[Front-end source files]
========
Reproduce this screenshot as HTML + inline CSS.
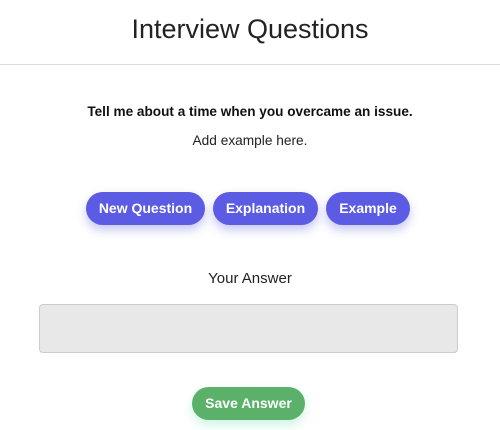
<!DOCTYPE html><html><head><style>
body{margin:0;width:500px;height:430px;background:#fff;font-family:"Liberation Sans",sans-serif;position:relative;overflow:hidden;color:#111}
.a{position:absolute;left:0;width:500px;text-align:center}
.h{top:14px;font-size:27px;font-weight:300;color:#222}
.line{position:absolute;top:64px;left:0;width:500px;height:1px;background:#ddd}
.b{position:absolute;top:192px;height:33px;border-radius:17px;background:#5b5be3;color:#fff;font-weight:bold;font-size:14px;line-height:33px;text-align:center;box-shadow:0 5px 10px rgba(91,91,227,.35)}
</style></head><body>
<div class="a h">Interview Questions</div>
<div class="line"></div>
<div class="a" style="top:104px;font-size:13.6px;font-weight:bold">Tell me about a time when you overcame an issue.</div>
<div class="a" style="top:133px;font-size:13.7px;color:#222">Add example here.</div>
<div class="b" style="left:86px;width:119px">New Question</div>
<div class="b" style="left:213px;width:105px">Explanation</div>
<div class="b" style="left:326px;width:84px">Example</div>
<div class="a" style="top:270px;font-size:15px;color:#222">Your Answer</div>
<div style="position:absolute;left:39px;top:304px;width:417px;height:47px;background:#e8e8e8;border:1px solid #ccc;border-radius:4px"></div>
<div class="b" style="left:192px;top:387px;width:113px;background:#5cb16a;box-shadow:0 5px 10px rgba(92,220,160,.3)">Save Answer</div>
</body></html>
========
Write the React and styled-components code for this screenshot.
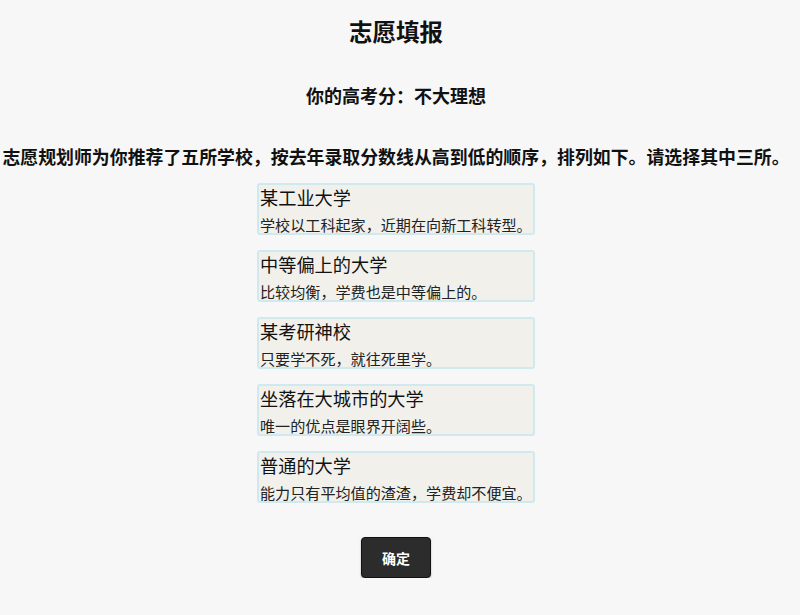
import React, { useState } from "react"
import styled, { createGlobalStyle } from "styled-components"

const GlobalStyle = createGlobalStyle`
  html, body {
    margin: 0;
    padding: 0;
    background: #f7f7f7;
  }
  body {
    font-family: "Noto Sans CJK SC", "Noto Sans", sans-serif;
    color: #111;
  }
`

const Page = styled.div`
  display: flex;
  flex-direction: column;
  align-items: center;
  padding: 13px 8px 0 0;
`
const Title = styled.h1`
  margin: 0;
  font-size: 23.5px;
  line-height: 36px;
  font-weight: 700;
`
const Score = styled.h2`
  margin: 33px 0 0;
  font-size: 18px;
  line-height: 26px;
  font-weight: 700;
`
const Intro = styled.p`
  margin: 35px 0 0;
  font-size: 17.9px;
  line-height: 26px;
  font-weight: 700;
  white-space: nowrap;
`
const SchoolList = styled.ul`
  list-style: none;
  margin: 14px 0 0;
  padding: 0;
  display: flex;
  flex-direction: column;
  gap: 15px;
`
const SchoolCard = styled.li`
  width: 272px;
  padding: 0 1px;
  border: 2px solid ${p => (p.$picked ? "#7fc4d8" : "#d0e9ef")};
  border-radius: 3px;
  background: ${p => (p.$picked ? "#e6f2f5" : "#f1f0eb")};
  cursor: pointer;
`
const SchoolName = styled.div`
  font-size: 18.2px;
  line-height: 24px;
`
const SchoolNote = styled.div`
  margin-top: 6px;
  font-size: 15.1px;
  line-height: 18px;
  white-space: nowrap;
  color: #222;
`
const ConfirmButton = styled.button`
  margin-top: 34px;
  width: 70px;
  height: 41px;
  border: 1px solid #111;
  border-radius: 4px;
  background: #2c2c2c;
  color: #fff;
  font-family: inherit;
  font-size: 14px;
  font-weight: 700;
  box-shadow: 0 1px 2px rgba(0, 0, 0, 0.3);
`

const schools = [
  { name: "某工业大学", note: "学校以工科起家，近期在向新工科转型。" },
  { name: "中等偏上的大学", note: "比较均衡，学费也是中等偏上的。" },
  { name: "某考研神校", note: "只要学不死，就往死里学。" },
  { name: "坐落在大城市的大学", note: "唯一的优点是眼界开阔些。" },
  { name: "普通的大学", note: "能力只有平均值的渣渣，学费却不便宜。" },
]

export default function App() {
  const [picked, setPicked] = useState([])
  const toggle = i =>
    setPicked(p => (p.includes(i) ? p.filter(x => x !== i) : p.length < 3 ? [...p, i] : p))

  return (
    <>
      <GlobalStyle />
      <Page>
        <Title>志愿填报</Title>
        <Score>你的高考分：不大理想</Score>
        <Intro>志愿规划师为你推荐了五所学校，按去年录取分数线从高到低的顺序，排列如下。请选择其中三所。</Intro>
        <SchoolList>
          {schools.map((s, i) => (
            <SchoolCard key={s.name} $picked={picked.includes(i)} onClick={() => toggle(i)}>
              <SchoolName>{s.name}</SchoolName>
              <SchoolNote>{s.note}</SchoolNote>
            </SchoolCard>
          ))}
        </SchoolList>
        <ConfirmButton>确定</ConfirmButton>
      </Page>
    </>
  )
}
========
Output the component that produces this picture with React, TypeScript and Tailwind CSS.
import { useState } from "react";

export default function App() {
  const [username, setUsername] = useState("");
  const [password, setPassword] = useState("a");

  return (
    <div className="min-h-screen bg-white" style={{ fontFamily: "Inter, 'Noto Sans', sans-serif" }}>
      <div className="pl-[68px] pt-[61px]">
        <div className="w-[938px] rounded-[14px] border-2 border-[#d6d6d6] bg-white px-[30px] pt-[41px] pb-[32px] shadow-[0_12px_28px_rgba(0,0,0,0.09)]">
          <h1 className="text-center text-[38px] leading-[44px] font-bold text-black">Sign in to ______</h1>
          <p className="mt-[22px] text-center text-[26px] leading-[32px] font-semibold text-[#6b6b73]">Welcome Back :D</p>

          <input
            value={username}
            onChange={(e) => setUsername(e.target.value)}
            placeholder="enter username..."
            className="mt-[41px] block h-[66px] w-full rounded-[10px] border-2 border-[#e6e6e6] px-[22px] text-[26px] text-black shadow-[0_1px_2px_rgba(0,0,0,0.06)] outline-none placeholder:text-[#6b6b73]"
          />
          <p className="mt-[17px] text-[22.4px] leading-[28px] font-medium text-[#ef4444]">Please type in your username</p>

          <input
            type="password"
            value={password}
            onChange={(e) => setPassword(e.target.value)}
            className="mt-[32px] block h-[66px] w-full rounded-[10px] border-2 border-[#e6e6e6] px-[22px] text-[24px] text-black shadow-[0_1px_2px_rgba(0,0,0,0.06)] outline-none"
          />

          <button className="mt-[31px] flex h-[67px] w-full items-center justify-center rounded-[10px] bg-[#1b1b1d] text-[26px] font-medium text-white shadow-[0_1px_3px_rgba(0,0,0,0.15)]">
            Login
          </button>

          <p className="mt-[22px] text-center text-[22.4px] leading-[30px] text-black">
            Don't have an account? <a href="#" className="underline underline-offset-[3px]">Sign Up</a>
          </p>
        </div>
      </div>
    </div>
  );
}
========
STATED EXERCISE ▸ Repeat word for word the lines from the line containing "Output the component" to the line containing "in your username</p>", both lines included; nothing else should appear.

RESULT OF THE EXERCISE ▸
Output the component that produces this picture with React, TypeScript and Tailwind CSS.
import { useState } from "react";

export default function App() {
  const [username, setUsername] = useState("");
  const [password, setPassword] = useState("a");

  return (
    <div className="min-h-screen bg-white" style={{ fontFamily: "Inter, 'Noto Sans', sans-serif" }}>
      <div className="pl-[68px] pt-[61px]">
        <div className="w-[938px] rounded-[14px] border-2 border-[#d6d6d6] bg-white px-[30px] pt-[41px] pb-[32px] shadow-[0_12px_28px_rgba(0,0,0,0.09)]">
          <h1 className="text-center text-[38px] leading-[44px] font-bold text-black">Sign in to ______</h1>
          <p className="mt-[22px] text-center text-[26px] leading-[32px] font-semibold text-[#6b6b73]">Welcome Back :D</p>

          <input
            value={username}
            onChange={(e) => setUsername(e.target.value)}
            placeholder="enter username..."
            className="mt-[41px] block h-[66px] w-full rounded-[10px] border-2 border-[#e6e6e6] px-[22px] text-[26px] text-black shadow-[0_1px_2px_rgba(0,0,0,0.06)] outline-none placeholder:text-[#6b6b73]"
          />
          <p className="mt-[17px] text-[22.4px] leading-[28px] font-medium text-[#ef4444]">Please type in your username</p>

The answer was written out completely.